Requirements
Return precisely the span of lines from the top of the material below to the line containing "import React from", both included. Pictures are excluded.

Recorded information
·····
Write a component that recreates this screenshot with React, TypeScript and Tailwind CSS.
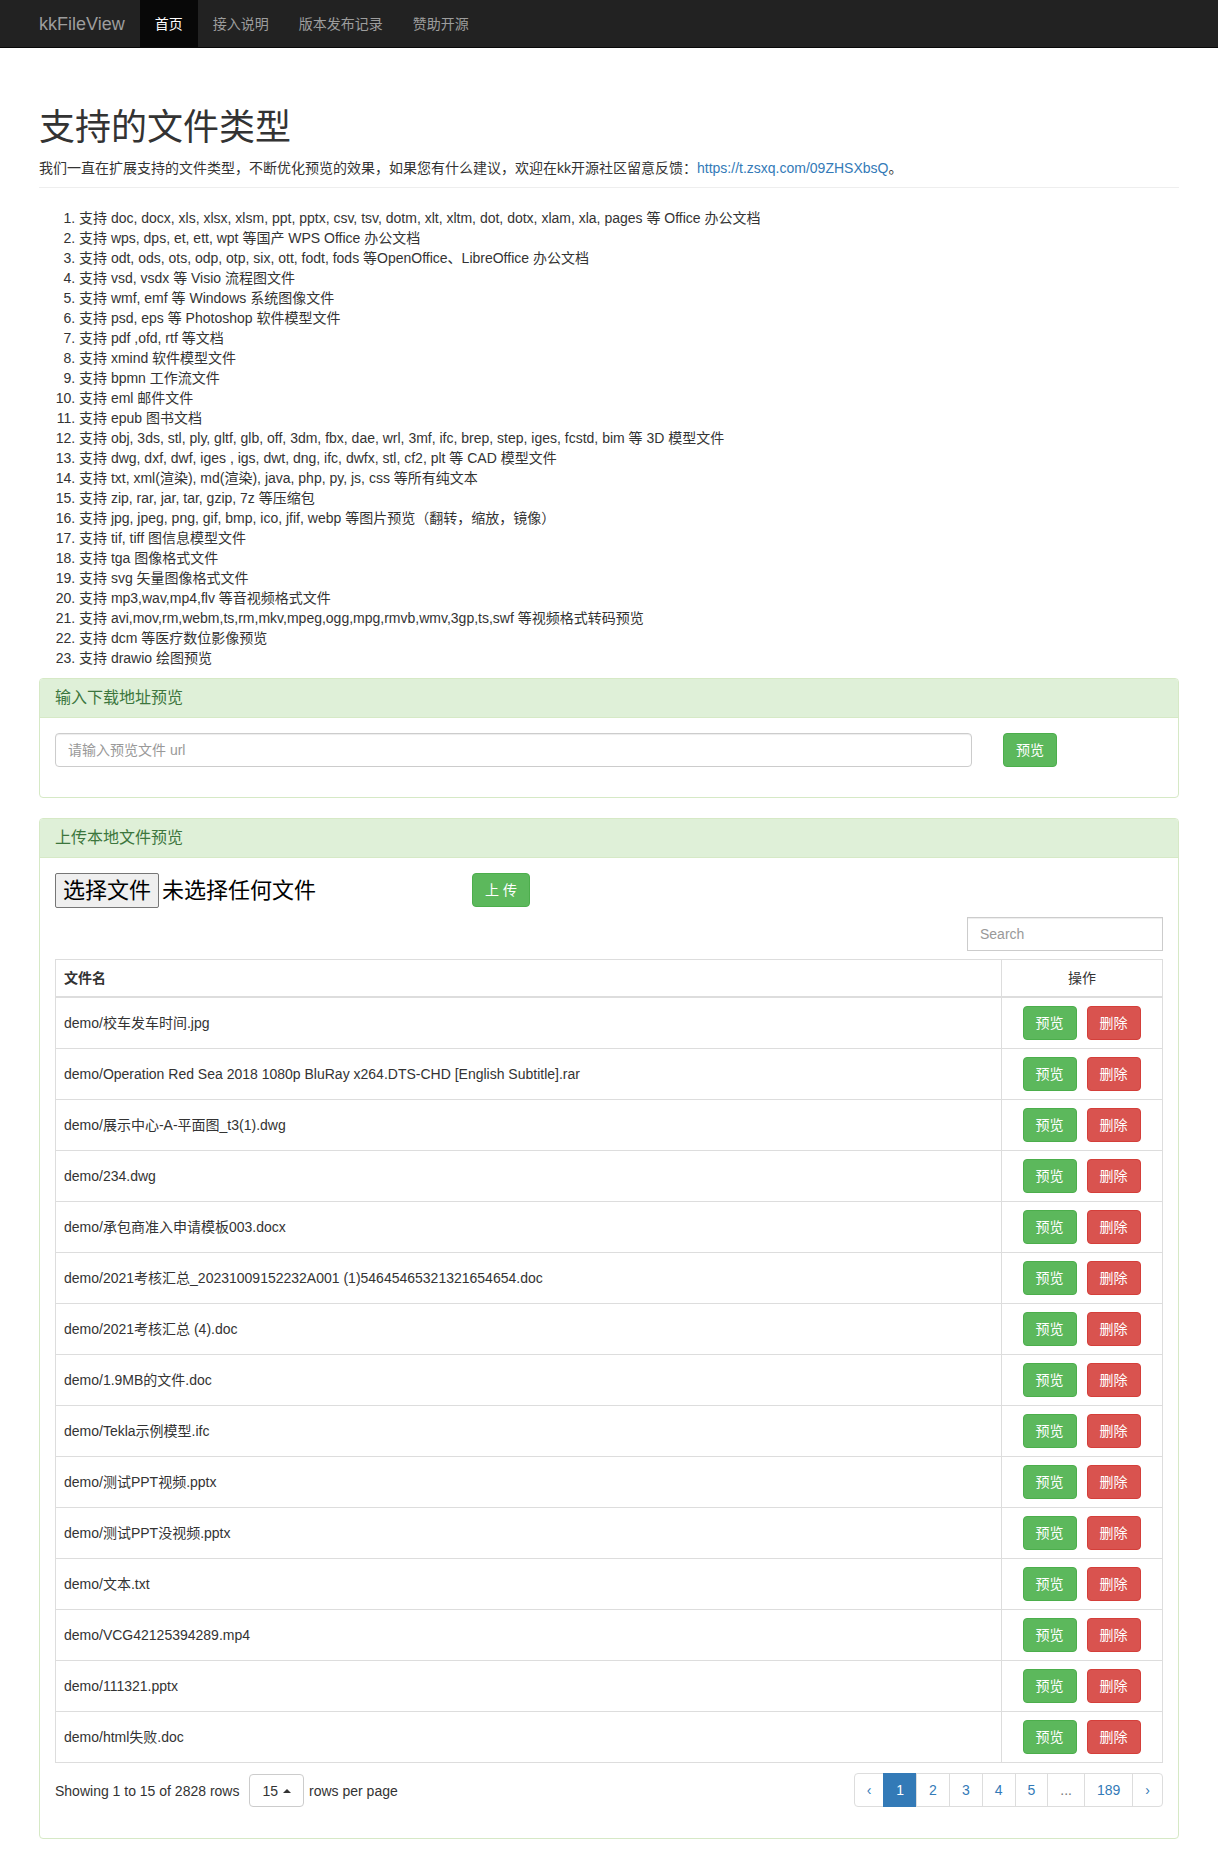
import React from "react";

const FILE_TYPES = [
  "支持 doc, docx, xls, xlsx, xlsm, ppt, pptx, csv, tsv, dotm, xlt, xltm, dot, dotx, xlam, xla, pages 等 Office 办公文档",
  "支持 wps, dps, et, ett, wpt 等国产 WPS Office 办公文档",
  "支持 odt, ods, ots, odp, otp, six, ott, fodt, fods 等OpenOffice、LibreOffice 办公文档",
  "支持 vsd, vsdx 等 Visio 流程图文件",
  "支持 wmf, emf 等 Windows 系统图像文件",
  "支持 psd, eps 等 Photoshop 软件模型文件",
  "支持 pdf ,ofd, rtf 等文档",
  "支持 xmind 软件模型文件",
  "支持 bpmn 工作流文件",
  "支持 eml 邮件文件",
  "支持 epub 图书文档",
  "支持 obj, 3ds, stl, ply, gltf, glb, off, 3dm, fbx, dae, wrl, 3mf, ifc, brep, step, iges, fcstd, bim 等 3D 模型文件",
  "支持 dwg, dxf, dwf, iges , igs, dwt, dng, ifc, dwfx, stl, cf2, plt 等 CAD 模型文件",
  "支持 txt, xml(渲染), md(渲染), java, php, py, js, css 等所有纯文本",
  "支持 zip, rar, jar, tar, gzip, 7z 等压缩包",
  "支持 jpg, jpeg, png, gif, bmp, ico, jfif, webp 等图片预览（翻转，缩放，镜像）",
  "支持 tif, tiff 图信息模型文件",
  "支持 tga 图像格式文件",
  "支持 svg 矢量图像格式文件",
  "支持 mp3,wav,mp4,flv 等音视频格式文件",
  "支持 avi,mov,rm,webm,ts,rm,mkv,mpeg,ogg,mpg,rmvb,wmv,3gp,ts,swf 等视频格式转码预览",
  "支持 dcm 等医疗数位影像预览",
  "支持 drawio 绘图预览",
];

const FILES = [
  "demo/校车发车时间.jpg",
  "demo/Operation Red Sea 2018 1080p BluRay x264.DTS-CHD [English Subtitle].rar",
  "demo/展示中心-A-平面图_t3(1).dwg",
  "demo/234.dwg",
  "demo/承包商准入申请模板003.docx",
  "demo/2021考核汇总_20231009152232A001 (1)54645465321321654654.doc",
  "demo/2021考核汇总 (4).doc",
  "demo/1.9MB的文件.doc",
  "demo/Tekla示例模型.ifc",
  "demo/测试PPT视频.pptx",
  "demo/测试PPT没视频.pptx",
  "demo/文本.txt",
  "demo/VCG42125394289.mp4",
  "demo/111321.pptx",
  "demo/html失败.doc",
];

const PAGES = ["‹", "1", "2", "3", "4", "5", "...", "189", "›"];

const NAV = ["首页", "接入说明", "版本发布记录", "赞助开源"];

function Navbar() {
  return (
    <nav className="h-[48px] bg-[#222] border-b border-[#080808]">
      <div className="w-[1170px] mx-auto px-[15px] flex h-full">
        <a className="-ml-[15px] px-[15px] flex items-center text-[18px] text-[#9d9d9d]">
          kkFileView
        </a>
        <ul className="flex h-full">
          {NAV.map((item, i) => (
            <li key={item} className="h-full">
              <a
                className={
                  i === 0
                    ? "h-full flex items-center px-[15px] text-[14px] bg-[#080808] text-white"
                    : "h-full flex items-center px-[15px] text-[14px] text-[#9d9d9d]"
                }
              >
                {item}
              </a>
            </li>
          ))}
        </ul>
      </div>
    </nav>
  );
}

function PanelHeading({ title }: { title: string }) {
  return (
    <div className="bg-[#dff0d8] text-[#3c763d] px-[15px] py-[10px] border-b border-[#d6e9c6] rounded-t-[3px]">
      <h3 className="text-[16px] leading-[18px]">{title}</h3>
    </div>
  );
}

function Btn({
  kind,
  children,
}: {
  kind: "success" | "danger";
  children: React.ReactNode;
}) {
  return (
    <button
      className={
        kind === "success"
          ? "h-[34px] px-[12px] text-[14px] leading-[20px] text-white rounded-[4px] border bg-[#5cb85c] border-[#4cae4c]"
          : "h-[34px] px-[12px] text-[14px] leading-[20px] text-white rounded-[4px] border bg-[#d9534f] border-[#d43f3a]"
      }
    >
      {children}
    </button>
  );
}

export default function App() {
  return (
    <div className="min-h-[1866px] bg-white text-[#333] text-[14px] leading-[20px] font-['Liberation_Sans','Noto_Sans_CJK_SC',sans-serif]">
      <Navbar />

      <div className="w-[1170px] mx-auto px-[15px]">
        {/* page header */}
        <div className="mt-[60px] pb-[9px] border-b border-[#eee] mb-[20px]">
          <h1 className="text-[36px] leading-[40px] font-normal">支持的文件类型</h1>
          <p className="mt-[10px]">
            我们一直在扩展支持的文件类型，不断优化预览的效果，如果您有什么建议，欢迎在kk开源社区留意反馈：
            <a className="text-[#337ab7]">https://t.zsxq.com/09ZHSXbsQ</a>。
          </p>
        </div>

        <ol className="list-decimal pl-[40px] mb-[10px]">
          {FILE_TYPES.map((t) => (
            <li key={t} className="leading-[20px]">
              {t}
            </li>
          ))}
        </ol>

        {/* url preview */}
        <div className="border border-[#d6e9c6] rounded-[4px] mb-[20px]">
          <PanelHeading title="输入下载地址预览" />
          <div className="p-[15px]">
            <div className="flex items-center mb-[15px]">
              <input
                className="w-[917px] h-[34px] px-[12px] border border-[#ccc] rounded-[4px] shadow-[inset_0_1px_1px_rgba(0,0,0,0.075)] placeholder:text-[#999] outline-none"
                placeholder="请输入预览文件 url"
              />
              <div className="ml-[31px]">
                <Btn kind="success">预览</Btn>
              </div>
            </div>
          </div>
        </div>

        {/* local upload */}
        <div className="border border-[#d6e9c6] rounded-[4px] mb-[29px]">
          <PanelHeading title="上传本地文件预览" />
          <div className="p-[15px] pb-[14px]">
            <div className="flex items-start">
              <div className="w-[417px] flex items-center text-[22px] text-black">
                <span className="h-[35px] px-[7px] leading-[33px] bg-[#efefef] border border-[#767676] rounded-[2px]">
                  选择文件
                </span>
                <span className="ml-[3px]">未选择任何文件</span>
              </div>
              <Btn kind="success">上 传</Btn>
            </div>

            <div className="flex justify-end mt-[9px] mb-[8px]">
              <input
                className="w-[196px] h-[34px] px-[12px] border border-[#ccc] shadow-[inset_0_1px_1px_rgba(0,0,0,0.075)] placeholder:text-[#999] outline-none"
                placeholder="Search"
              />
            </div>

            <table className="w-full border border-[#ddd] border-collapse">
              <thead>
                <tr className="border-b-2 border-[#ddd]">
                  <th className="px-[8px] py-[8px] text-left font-bold">文件名</th>
                  <th className="w-[161px] px-[8px] py-[8px] text-center font-normal border-l border-[#ddd]">
                    操作
                  </th>
                </tr>
              </thead>
              <tbody>
                {FILES.map((f) => (
                  <tr key={f} className="border-t border-[#ddd]">
                    <td className="px-[8px] py-[8px] align-middle">{f}</td>
                    <td className="px-[8px] py-[8px] border-l border-[#ddd]">
                      <div className="flex justify-center gap-[10px] -ml-[1px]">
                        <Btn kind="success">预览</Btn>
                        <Btn kind="danger">删除</Btn>
                      </div>
                    </td>
                  </tr>
                ))}
              </tbody>
            </table>

            <div className="flex justify-between items-start mt-[10px] mb-[17px]">
              <div className="flex items-center mt-[1px]">
                <span>Showing 1 to 15 of 2828 rows</span>
                <span className="ml-[10px] h-[33px] px-[12px] border border-[#ccc] rounded-[4px] flex items-center gap-[5px]">
                  15
                  <span className="w-0 h-0 border-x-[4px] border-x-transparent border-b-[4px] border-b-[#333]" />
                </span>
                <span className="ml-[5px]">rows per page</span>
              </div>
              <ul className="flex">
                {PAGES.map((p, i) => (
                  <li key={p + i}>
                    <a
                      className={
                        p === "1"
                          ? "block -ml-px px-[12px] py-[6px] border border-[#337ab7] bg-[#337ab7] text-white"
                          : p === "..."
                            ? "block -ml-px px-[12px] py-[6px] border border-[#ddd] text-[#777]"
                            : i === 0
                              ? "block px-[12px] py-[6px] border border-[#ddd] text-[#337ab7] rounded-l-[4px]"
                              : i === PAGES.length - 1
                                ? "block -ml-px px-[12px] py-[6px] border border-[#ddd] text-[#337ab7] rounded-r-[4px]"
                                : "block -ml-px px-[12px] py-[6px] border border-[#ddd] text-[#337ab7]"
                      }
                    >
                      {p}
                    </a>
                  </li>
                ))}
              </ul>
            </div>
          </div>
        </div>
      </div>
    </div>
  );
}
·····
Result of the exercise
Write a component that recreates this screenshot with React, TypeScript and Tailwind CSS.
import React from "react";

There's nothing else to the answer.